The ABC’s Foreign Correspondent was in Bavaria this week presenting an interesting perspective on the German economy and why it represents something of an anomaly in the trend of struggle in Europe (A Bavarian Fairy Tale). Despite the presenter Eric Campbell’s persistent patronization of Bavarian culture and heritage I was positively transfixed for the half-hour duration of the show.
The central focus of the show was the concept of Mittelstand. Mittelstand businesses are commonly promoted as the basis of Germany’s current economic strength. They represent 99.7% of all companies in Germany, over 70% of German employees in private business work for a Mittelstand and 40% of sales tax revenue is from Mittelstand businesses. Yet the ABC presenter proffers that Mittelstand is a word which is untranslatable. This of course is a nonsense and not only is it possible to translate and understand, it is important that we do so.
Originating from a different time of social classes, a Mittelstand is a family business and typically a business which is a central focus of a community.

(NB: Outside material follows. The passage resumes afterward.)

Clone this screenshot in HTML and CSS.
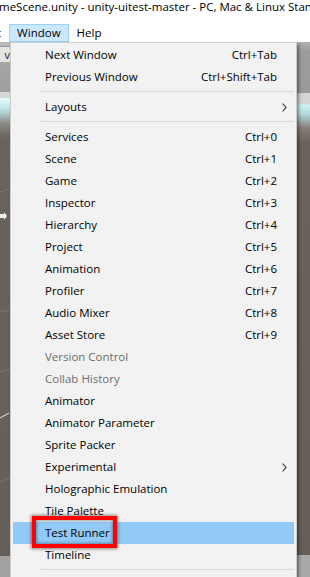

It can be an SME but it need not be. Typically, a Mittelstand is an export-oriented manufacturer, a fact which belies the common-stay that first world countries can’t compete due to higher overheads and living costs.
An impressive example in the ABC show is Kathrein - a family owned, world leading manufacturer of telecommunications products with a revenue of EUR1.35 billion in 2011, 66% of which was from foreign exports. It’s the tradition of these businesses that impresses me most. They play an important role in their communities and have a conservative financial philosophy - if growth is to be achieved it will be real and based on real effort, not through non-transparent or convoluted financial mechanisms. Professor Anton Kathrein, managing director of the company bearing his name, is personally liable for his enterprise. He promotes this as a powerful motivator. Kathrein holds no debt, has no aspiration to float on public exchanges or to leverage its wealth for anything other than real market penetration. The idea of a personal guarantee is scary but you have to admit this is an impressive, somewhat counter-intuitively cautious and evidentially sustainable approach.
All the while, “austerity” didn’t rear it’s ugly head. A Mittelstand finds the middle of the road, compromises, avoids extremes and lives within its means.
Despite being so engrossed by this story I could not avoid the thought that of course Germany is not blameless in this ongoing crisis. Low interest rates at the ECB were maintained in part to inject cheap finance into a earlier German economy in the doldrums. And so I expect rather than Mittelstand being some panacea, it is the romantic notion of a man making a profit for the effort of producing something real that I am attracted to.
Nevertheless there is a lesson of restraint to be learned from Germany. Eric Campbell and the world might well patronize Germany and Germans for their fashion sense and sense of humor but as struggling economies plot their return to traditional strengths (see the resurrection of Ireland’s agriculture industry) and communities return to humanity, seriously, nobody is laughing at Lederhosen - especially not with business booming.